Kocaeli'nin İzmit ilçesinde yaşayan Sait Aksu kedilerin saldırısına uğrayan karganın dostu oldu. Güçten düşmüş kargayı evine götüren Aksu, gerekli bakımlarını yaptıktan sonra kargayı sahiplendi. Asil adını verdikleri karga, zamanla aileyle yakın bir bağ kurdu ve mahallenin de maskotu haline geldi.
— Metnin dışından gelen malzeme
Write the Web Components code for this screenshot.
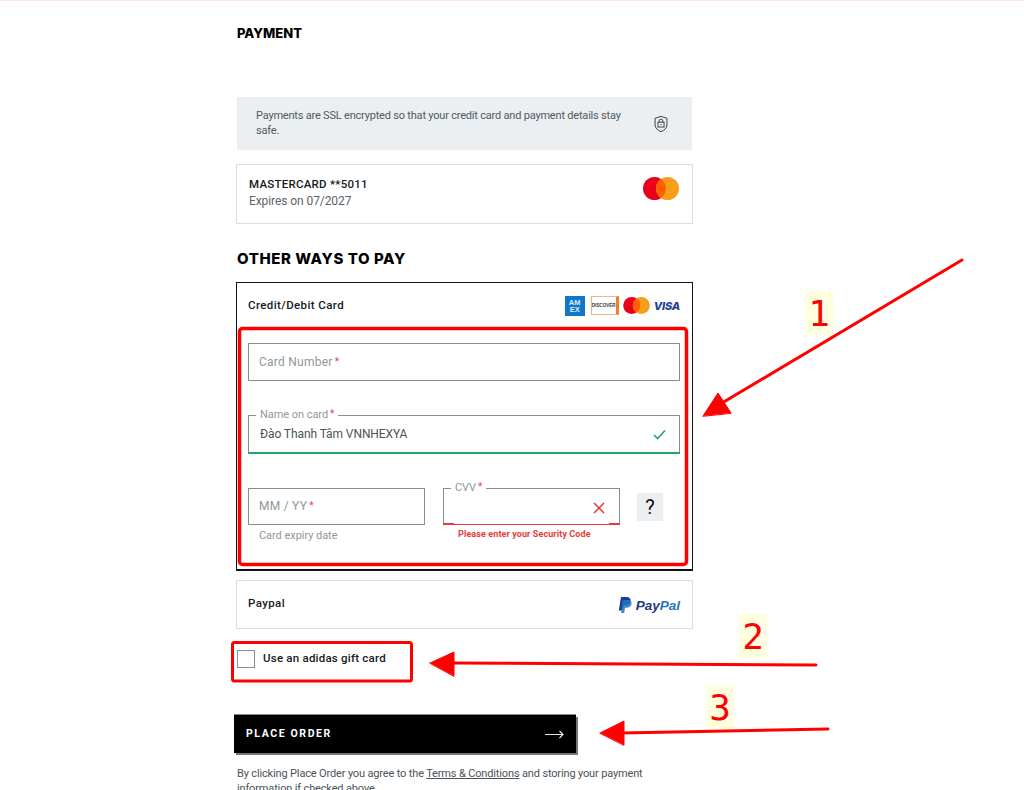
<!DOCTYPE html>
<html lang="en">
<head>
<meta charset="utf-8">
<title>Payment</title>
<style>
    html, body { margin: 0; padding: 0; background: #fff; }
    body { width: 1024px; height: 790px; overflow: hidden; position: relative; font-family: Roboto, "Liberation Sans", sans-serif; color: #000; }
</style>
</head>
<body>
<checkout-page>
    <section-title style="--top: 25px; --size: 13px; --spacing: 0">PAYMENT</section-title>
    <info-note>Payments are SSL encrypted so that your credit card and payment details stay safe.</info-note>
    <saved-card></saved-card>
    <section-title style="--top: 27px; --size: 15px; --spacing: .58px">OTHER WAYS TO PAY</section-title>
    <card-form></card-form>
    <paypal-option></paypal-option>
    <gift-check>Use an adidas gift card</gift-check>
    <place-order>PLACE ORDER</place-order>
    <terms-note></terms-note>
</checkout-page>
<mark-up></mark-up>

<script>
class CheckoutPage extends HTMLElement {
    constructor () {
        super();
        this.attachShadow({mode: "open"});
    }

    connectedCallback () {
        this.shadowRoot.innerHTML = `
        <style>
            :host { display: block; border-top: 1px solid #fde3ea; padding-left: 236px; }
        </style>
        <slot></slot>
        `;
    }
}

class SectionTitle extends HTMLElement {
    constructor () {
        super();
        this.attachShadow({mode: "open"});
        this.shadowRoot.innerHTML = `
        <style>
            :host { display: block; padding: var(--top) 0 0 1px; font: 800 var(--size)/15px Inter, "Liberation Sans", sans-serif; letter-spacing: var(--spacing); color: #000; }
        </style>
        <slot></slot>
        `;
    }
}

class InfoNote extends HTMLElement {
    constructor () {
        super();
        this.attachShadow({mode: "open"});
        this.shadowRoot.innerHTML = `
        <style>
            :host { display: flex; align-items: center; justify-content: space-between; box-sizing: border-box; margin: 56px 0 14px 1px; width: 455px; height: 53px; padding: 0 23px 2px 19px; background: #eceff1; font-size: 11px; line-height: 15px; letter-spacing: -.2px; color: #4f5a63; }
            div { width: 375px; }
            svg { display: block; margin-top: 3px; }
        </style>
        <div><slot></slot></div>
        <svg width="16" height="18" viewBox="0 0 16 20" fill="none" stroke="#3a4348" stroke-width="1.1">
            <path d="M8 1.5 14.6 3.6V11C14.6 14.6 11.6 17 8 18.6 4.4 17 1.4 14.6 1.4 11V3.6Z"/>
            <rect x="4.6" y="8" width="6.8" height="5.4"/>
            <path d="M6 8V6.6a2 2 0 0 1 4 0V8"/>
            <path d="M8 10v1.4"/>
        </svg>
        `;
    }
}

class McLogo extends HTMLElement {
    constructor () {
        super();
        this.attachShadow({mode: "open"});
        this.shadowRoot.innerHTML = `
        <style>
            :host { display: block; line-height: 0; }
        </style>
        <svg width="${this.getAttribute("w")}" height="${this.getAttribute("h")}" viewBox="0 0 36 23">
            <circle cx="11.5" cy="11.5" r="11.5" fill="#eb001b"/>
            <circle cx="24.5" cy="11.5" r="11.5" fill="#f79e1b"/>
            <path d="M18 2a11.5 11.5 0 0 1 0 19 11.5 11.5 0 0 1 0-19Z" fill="#ff5f00"/>
        </svg>
        `;
    }
}

class SavedCard extends HTMLElement {
    constructor () {
        super();
        this.attachShadow({mode: "open"});
        this.shadowRoot.innerHTML = `
        <style>
            :host { display: flex; justify-content: space-between; box-sizing: border-box; width: 457px; height: 60px; padding: 12px 13px 0 12px; border: 1px solid #dcdfe0; }
            .name { margin-top: -1px; font-size: 11.5px; font-weight: 500; line-height: 16px; letter-spacing: .25px; color: #15191c; }
            .exp { margin-top: 1px; font-size: 12px; line-height: 17px; letter-spacing: -.08px; color: #5a6469; }
        </style>
        <div>
            <div class="name">MASTERCARD **5011</div>
            <div class="exp">Expires on 07/2027</div>
        </div>
        <mc-logo w="36" h="23"></mc-logo>
        `;
    }
}

class CardForm extends HTMLElement {
    constructor () {
        super();
        this.attachShadow({mode: "open"});
        this.shadowRoot.innerHTML = `
        <style>
            :host { display: block; box-sizing: border-box; margin-top: 16px; width: 457px; height: 289px; padding: 0 12px 0 11px; border: 1px solid #111; border-bottom-width: 2px; }
            header { display: flex; align-items: center; justify-content: space-between; height: 45px; margin-bottom: 15px; }
            h3 { margin: 0 0 2px; font-size: 11.5px; font-weight: 500; letter-spacing: .4px; color: #15191c; }
            .logos { display: flex; align-items: center; gap: 5px; }
            .amex { display: flex; align-items: center; justify-content: center; width: 20px; height: 20px; background: #0f78ca; color: #dcecf8; font: 700 7.5px/7px "Liberation Sans", sans-serif; text-align: center; }
            .discover { display: flex; align-items: center; justify-content: center; box-sizing: border-box; width: 28px; height: 19px; margin: 0 -1px 0 1px; border: 1px solid #f3b48c; border-right: 3px solid #f27e2a; color: #3b3b3b; font: 700 4.6px "Liberation Sans", sans-serif; }
            .visa { margin-left: -1px; font: italic 800 11px Inter, "Liberation Sans", sans-serif; letter-spacing: -.2px; color: #23409a; }
            .row { display: grid; grid-template-columns: 177px 177px 26px; column-gap: 18px; margin-top: 34px; }
            text-field[name] { margin-top: 34px; }
            .help { grid-column: 3; align-self: start; display: flex; align-items: center; justify-content: center; width: 26px; height: 28px; margin: 5px 0 0 -1px; background: #eceff1; font-size: 20px; font-weight: 400; color: #111; }
        </style>
        <header>
            <h3>Credit/Debit Card</h3>
            <div class="logos">
                <div class="amex">AM<br>EX</div>
                <div class="discover">DISCOVER</div>
                <mc-logo w="27" h="17"></mc-logo>
                <div class="visa">VISA</div>
            </div>
        </header>
        <text-field label="Card Number" style="--h: 38px"></text-field>
        <text-field name label="Name on card" value="Đào Thanh Tâm VNNHEXYA" state="ok" style="--h: 39px"></text-field>
        <div class="row">
            <text-field label="MM / YY" hint="Card expiry date" style="--h: 37px; --pb: 2px"></text-field>
            <text-field label="CVV" state="bad" error="Please enter your Security Code" style="--h: 37px"></text-field>
            <div class="help">?</div>
        </div>
        `;
    }
}

class TextField extends HTMLElement {
    constructor () {
        super();
        this.attachShadow({mode: "open"});
    }

    connectedCallback () {
        this.render();
    }

    render () {
        let state = this.getAttribute("state") || "";
        let value = this.getAttribute("value") || "";
        let hint = this.getAttribute("hint");
        let error = this.getAttribute("error");
        let floated = state != "";
        let icon = "";

        if(state == "ok")
            icon = `<svg class="icon" width="13" height="11" viewBox="0 0 13 11" fill="none" stroke="#1fa865" stroke-width="1.5"><path d="M1 6 4.6 9.6 12 1.4"/></svg>`;
        if(state == "bad")
            icon = `<svg class="icon" width="12" height="12" viewBox="0 0 12 12" fill="none" stroke="#e63b3b" stroke-width="1.5"><path d="M1 1 11 11M11 1 1 11"/></svg>`;

        this.shadowRoot.innerHTML = `
        <style>
            :host { display: block; position: relative; }
            .box { position: relative; display: flex; align-items: center; box-sizing: border-box; height: var(--h); padding: ${state == "bad" ? "2px" : "0"} ${state == "bad" ? "14px" : "13px"} var(--pb, 0) ${floated ? "11px" : "10px"}; border: 1px solid #8a8d8f; ${state == "ok" ? "border-bottom: 2px solid #1fa865;" : ""} ${state == "bad" ? "border-bottom: 1px solid #e63b3b;" : ""} }
            .label { font-size: 12px; letter-spacing: .25px; color: #8f979b; }
            .label.up { position: absolute; left: 7px; top: -8px; padding: 0 4px; background: #fff; font-size: 11px; line-height: 13px; letter-spacing: -.05px; }
            .label i { font-style: normal; font-size: 10px; margin-left: 2px; position: relative; top: -1px; color: #e6404a; }
            .value { flex: 1; font-size: 12px; letter-spacing: -.08px; color: #4a5358; }
            .tick { position: absolute; bottom: -1px; width: 11px; height: 2px; background: #e63b3b; }
            .hint { margin: 4px 0 0 11px; font-size: 11px; line-height: 13px; letter-spacing: -.05px; color: #8f979b; }
            .error { margin: 3px 0 0 15px; font-size: 9px; font-weight: 700; line-height: 12px; letter-spacing: .1px; color: #e63b3b; }
            .icon { display: block; margin-left: auto; }
        </style>
        <div class="box">
            <span class="label ${floated ? "up" : ""}">${this.getAttribute("label")}<i>*</i></span>
            ${value != "" ? `<span class="value">${value}</span>` : ""}
            ${icon}
            ${state == "bad" ? `<span class="tick" style="left:-1px"></span><span class="tick" style="right:-1px"></span>` : ""}
        </div>
        ${hint ? `<div class="hint">${hint}</div>` : ""}
        ${error ? `<div class="error">${error}</div>` : ""}
        `;
    }
}

class PaypalOption extends HTMLElement {
    constructor () {
        super();
        this.attachShadow({mode: "open"});
        this.shadowRoot.innerHTML = `
        <style>
            :host { display: flex; align-items: center; justify-content: space-between; box-sizing: border-box; margin-top: 9px; width: 457px; height: 49px; padding: 0 12px 2px 11px; border: 1px solid #dcdfe0; }
            span { margin-bottom: 2px; font-size: 11.5px; font-weight: 500; letter-spacing: .4px; color: #15191c; }
            .logo { display: flex; align-items: center; gap: 4px; margin-top: 3px; }
            b { font: italic 700 13.5px "Liberation Sans", sans-serif; color: #1f3a78; }
            b em { color: #1f75c4; }
        </style>
        <span>Paypal</span>
        <div class="logo">
            <svg width="14" height="16" viewBox="0 0 14 16">
                <path d="M3 0H8.5C11.5 0 13 1.7 12.5 4.3 12 7.2 10 8.6 7.2 8.6H5.4L4.5 13.6H.8Z" fill="#1b3f8f"/>
                <path d="M4.6 3H9.4C12.2 3 14 4.4 13.5 7 13 9.6 11 10.8 8.6 10.8H7L6.2 16H3.2Z" fill="#1f75c4" opacity=".85"/>
            </svg>
            <b>Pay<em>Pal</em></b>
        </div>
        `;
    }
}

class GiftCheck extends HTMLElement {
    constructor () {
        super();
        this.attachShadow({mode: "open"});
        this.shadowRoot.innerHTML = `
        <style>
            :host { display: flex; align-items: flex-start; gap: 8px; margin: 21px 0 0 1px; font-size: 11.5px; font-weight: 500; line-height: 15px; letter-spacing: .22px; color: #15191c; }
            i { display: block; box-sizing: border-box; width: 18px; height: 18px; border: 1px solid #8a8d8f; }
            span { padding-top: 1px; }
        </style>
        <i></i><span><slot></slot></span>
        `;
    }
}

class PlaceOrder extends HTMLElement {
    constructor () {
        super();
        this.attachShadow({mode: "open"});
        this.shadowRoot.innerHTML = `
        <style>
            :host { display: flex; align-items: center; justify-content: space-between; box-sizing: border-box; margin: 47px 0 0 -2px; width: 342px; height: 38px; padding: 0 12px 2px 12px; background: #000; box-shadow: 2px 2px 0 #777, 0 -1px 0 #888; font-size: 10.5px; font-weight: 700; letter-spacing: 1.6px; color: #fff; }
            svg { display: block; margin-top: 3px; }
        </style>
        <slot></slot>
        <svg width="19" height="9" viewBox="0 0 19 9" fill="none" stroke="#e8e8e8" stroke-width="1.2"><path d="M0 4.5H18M14.5 1 18 4.5 14.5 8"/></svg>
        `;
    }
}

class TermsNote extends HTMLElement {
    constructor () {
        super();
        this.attachShadow({mode: "open"});
        this.shadowRoot.innerHTML = `
        <style>
            :host { display: block; margin: 13px 0 0 1px; width: 420px; font-size: 11px; line-height: 15px; letter-spacing: -.15px; color: #4a5358; }
            a { color: inherit; text-decoration: underline; }
        </style>
        By clicking Place Order you agree to the <a>Terms &amp; Conditions</a> and storing your payment information if checked above.
        `;
    }
}

// red notes drawn on top of the screenshot
class MarkUp extends HTMLElement {
    constructor () {
        super();
        this.attachShadow({mode: "open"});
        this.shadowRoot.innerHTML = `
        <style>
            :host { display: block; position: absolute; left: 0; top: 0; width: 1024px; height: 790px; pointer-events: none; }
            svg { position: absolute; left: 0; top: 0; }
            span { position: absolute; display: flex; align-items: center; justify-content: center; width: 28px; height: 44px; background: #ffffe0; color: #f00; font: 36px "DejaVu Sans Mono", monospace; }
        </style>
        <svg width="1024" height="790" fill="none" stroke="#f00" stroke-linecap="round" stroke-linejoin="round">
            <rect x="239.500" y="328.500" width="447" height="236" rx="3" stroke-width="3.500"/>
            <rect x="232.500" y="642.500" width="179" height="38.500" rx="2" stroke-width="3"/>
            <path d="M962 260 722 403" stroke-width="3"/>
            <path d="M816 665 452 663" stroke-width="3"/>
            <path d="M828 729 622 733" stroke-width="3"/>
            <path d="M703 416 718 393 731 413Z M430 663 454 652V676Z M600 733 624 721V745Z" fill="#f00" stroke-width="1"/>
        </svg>
        <span style="left:805px;top:291px">1</span>
        <span style="left:739px;top:614px">2</span>
        <span style="left:706px;top:685px">3</span>
        `;
    }
}

customElements.define("mc-logo", McLogo);
customElements.define("section-title", SectionTitle);
customElements.define("info-note", InfoNote);
customElements.define("saved-card", SavedCard);
customElements.define("text-field", TextField);
customElements.define("card-form", CardForm);
customElements.define("paypal-option", PaypalOption);
customElements.define("gift-check", GiftCheck);
customElements.define("place-order", PlaceOrder);
customElements.define("terms-note", TermsNote);
customElements.define("mark-up", MarkUp);
customElements.define("checkout-page", CheckoutPage);
</script>
</body>
</html>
"İnşallah beni bırakıp gitmez"
Sokak hayvanlarıyla büyüdüğünü ve canlılara sevgiyle yaklaşmayı ailesinden öğrendiğini anlatan oğlu Serhat Aksu, "Asil, kedilerin ağzındaydı ve ölümle burun burunaydı. Babam onu alıp eve getirdi. İlk başta biraz şaşkındık, yabani bir hayvan nasıl eğitilir derken birlikte zaman geçirdikçe anlaşmaya başladık. Yemeğini kendi istemeye başladı. Ben uyurken geldi, kafama vurdu. Mamasını getirip avucuma koydu. İlk başlarda yemeğini yemedi, gagasını açıp elimizle yedirmemiz gerekiyordu. Şırıngayla suyunu vermemiz gerekiyordu. İnanılmaz bir sevgi, inanılmaz bir tutku diyeyim. İnşallah beni bırakıp gitmez" şeklinde konuştu.
"Bizim evin önünde bağırıyor"
Serhat Aksu, Asil'in ailesiyle de tanıştığını ve ilk başta onu pek iyi karşılamadıklarını, ancak yaralı olduğunu ve beslendiğini gördükten sonra ona zarar vermediklerini ifade etti. Asil'in zaman zaman dükkandan ayrıldığını ve her zaman geri döndüğünü söyleyen Aksu, kargayla aralarındaki özel bağı şu sözlerle anlattı: "Bazen gidiyor, bir gün gelmiyor. O da beni arıyor. Bizim evin önünde bağırıyor, dükkanın orada bağırıyor. Dükkanın açılmasını beklemiş. Geçen gün kedi saldırmış. Uça uça gelmiş, babamın kafasına konmuş. Yani o da bizi ailesi olarak gördü aslında. Sokak hayvanlarını uyutacakları söyleniyor ama ben bunların içinde büyüdüm. Sokak hayvanlarıyla birlikte büyüdüm. Aşılarını, mamalarını biz esnaf olarak toplanıp yapıyoruz. Bizim köpeklerimiz hiç kimseye zarar vermiyor. Ufak çocuk gördüğünde hayvan iki elini havaya kaldırıyor, teslim oldum anlamına gelir. Çocuğa zarar vermezler" dedi.
"Kasaba gidip haraç kesiyor"
Asil'in acıktığında huysuz olduğunu ve eşyaları yere attığını söyleyen Serhat Aksu, "İki yüzlük bulunca affetmez, alır yürür. Çok acıkmışsa ve biz anlayamazsak, yarım saatte bir beslememize rağmen yetişemiyoruz. Kasaba gidip haraç kesiyor, 'Bana tavuk verin' diye. İnsanlar da hayvanların gelmesinden mutlu oluyor" ifadelerini kullandı.